Car, cela signifie comme le dira Saloum Cissé que le chronogramme électoral est maintenu. Pour que le vote de la présidentielle ait lieu le 11 octobre. C’est au niveau des élections communales que le parti au pouvoir se dit disposé à discuter afin de voir si « les contraintes internes et externes peuvent permettre de convenir de quelque chose », à en croire Saloum Cissé.
Comme l’a annoncé Cheick Sako, le dialogue pourrait bien s’ouvrir la semaine prochaine. Mais, il faut craindre que la montagne n’accouche là aussi d’une souris. Vu que la mouvance ne veut en aucun cas entendre parler d’une annulation du chronogramme électoral et du gèle des activités de la Ceni. Alors que l’opposition en fait une exigence.
Cellou Dalein Diallo, l’a d’ailleurs rappelé lors de l’assemblée générale hebdomadaire de son parti qui s’est tenu le samedi dernier au siège de son parti à Commandaya. Le chef de file de l’opposition avait accusé le pouvoir de vouloir tripatouiller le scrutin à venir, en corrompant le fichier électoral.
Ce qui à ses yeux justifierait « l’enrôlement massif des mineurs en Haute Guinée et le refus catégorique de la Ceni et des ambassades de l’étranger de faire recenser les Guinéens qui s’y trouvent.»
Ce climat de suspicion qui pollue l’atmosphère politique pourrait difficilement aboutir à un dialogue serein, d’où pourraient sortir des conclusions susceptibles de satisfaire toutes les parties.
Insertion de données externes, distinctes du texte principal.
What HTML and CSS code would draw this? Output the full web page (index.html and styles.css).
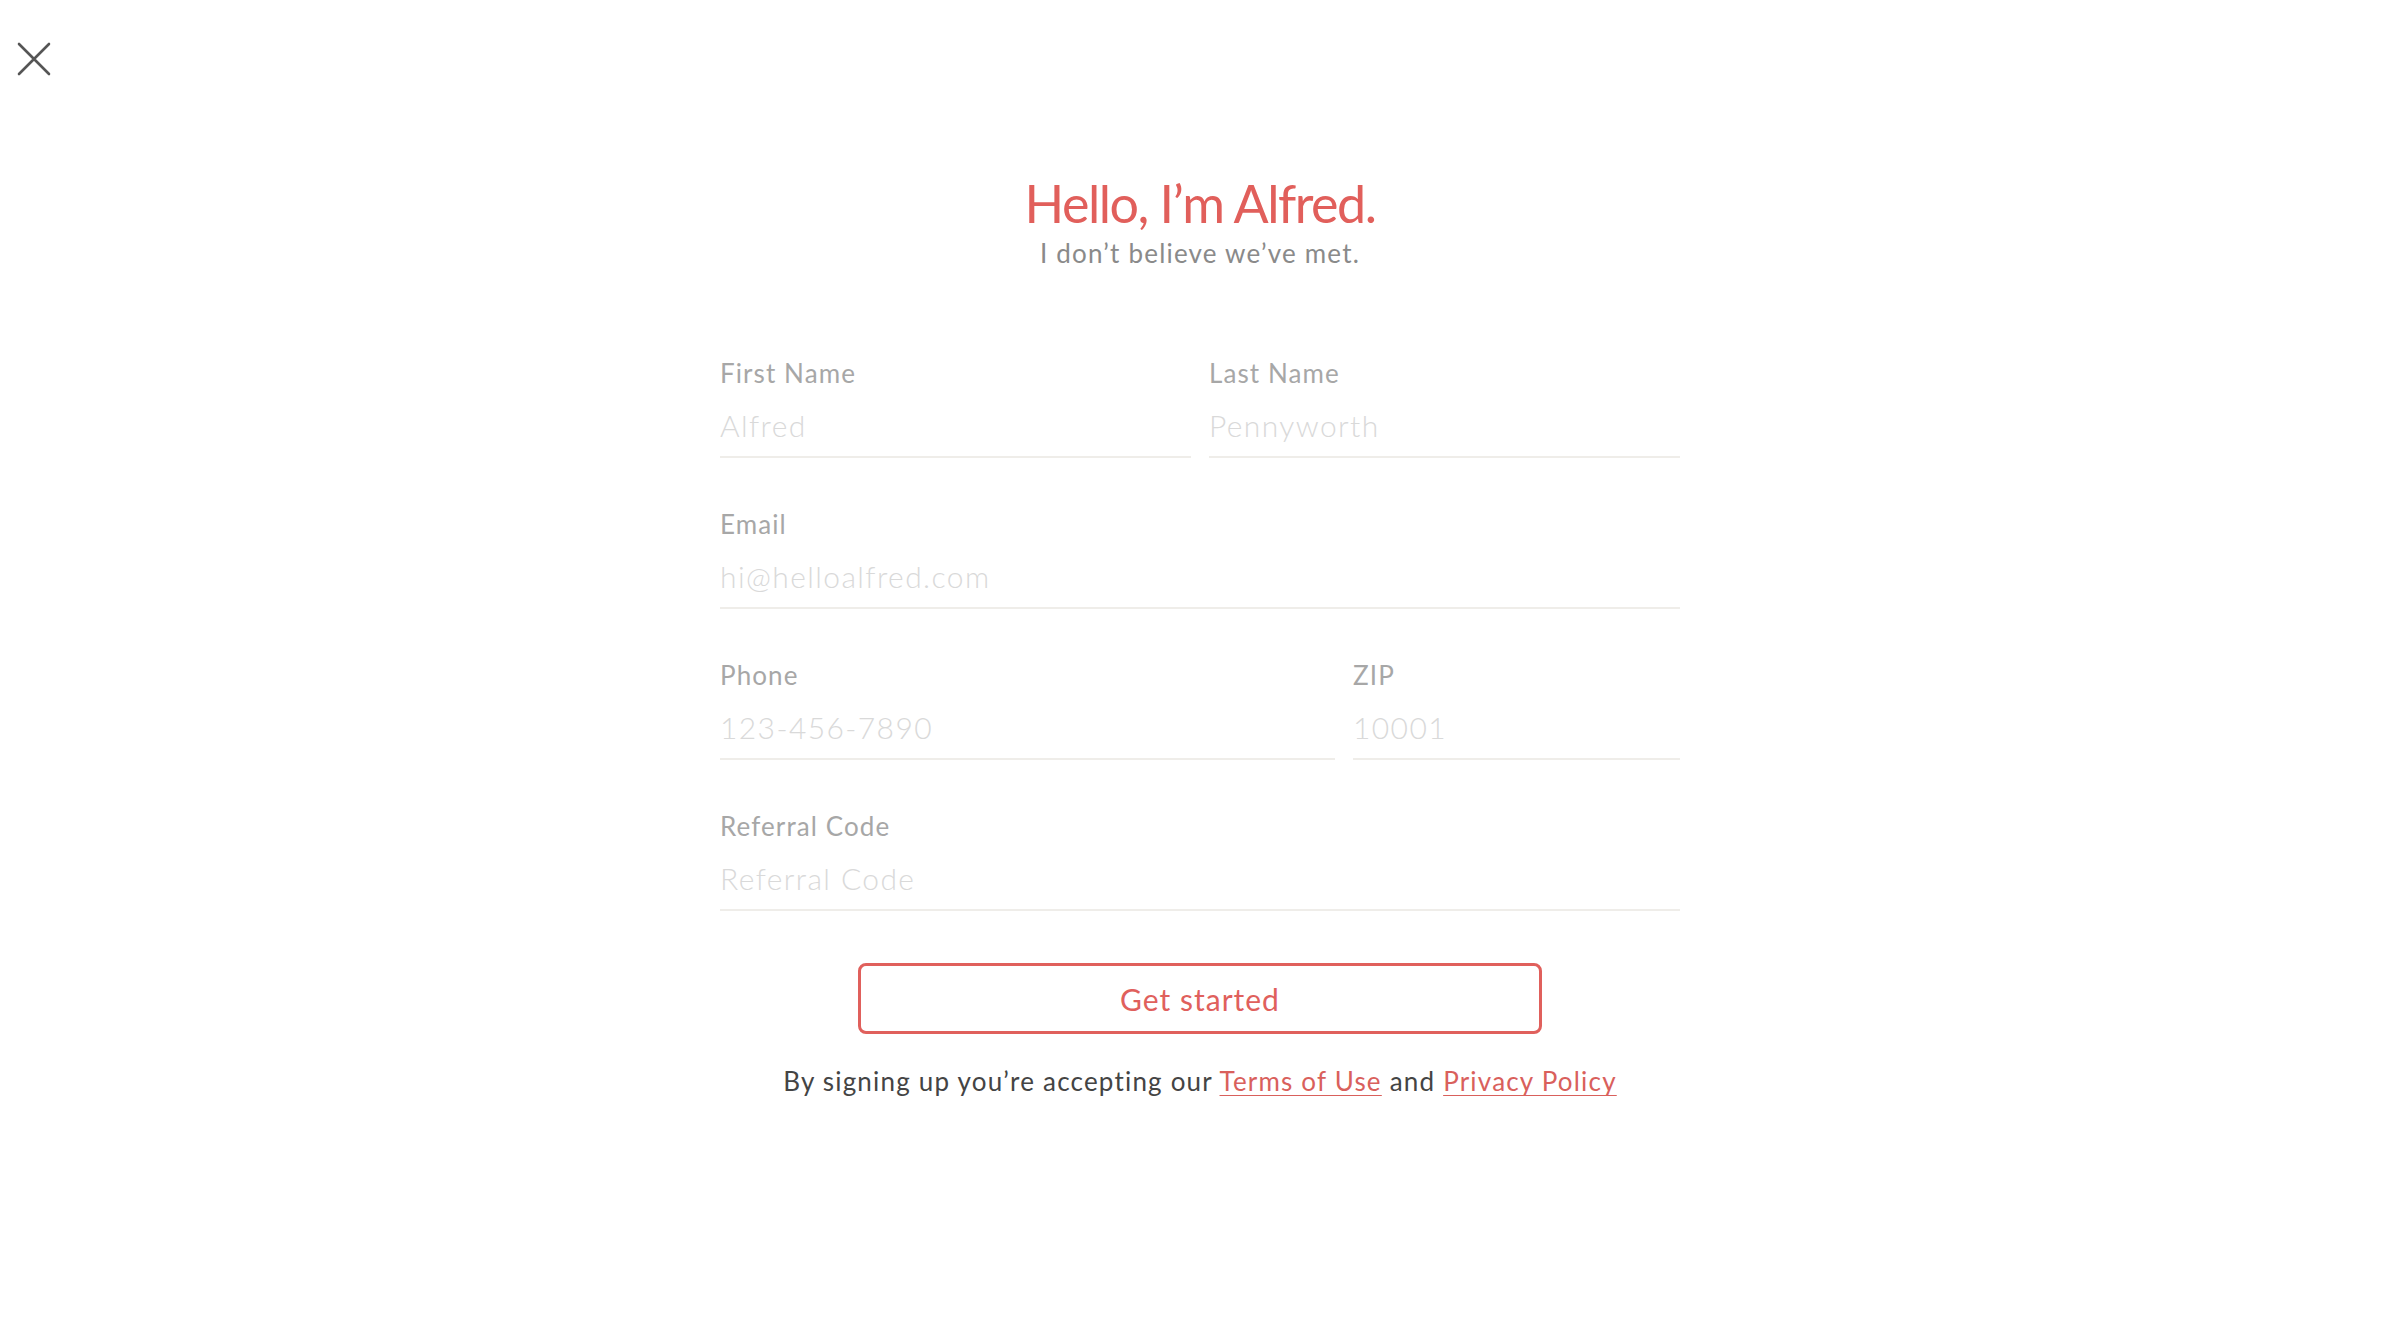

Ce qui amène certains observateurs à se demander si les acteurs politiques s’acheminent-ils vers un véritable dialogue ou un jeu de dupes ? Il faudra certainement attendre les prochains jours pour avoir une réponse à cette question. En attendant, le souhait des Guinéens est que le pays sorte de cette crise qui n’a que trop duré.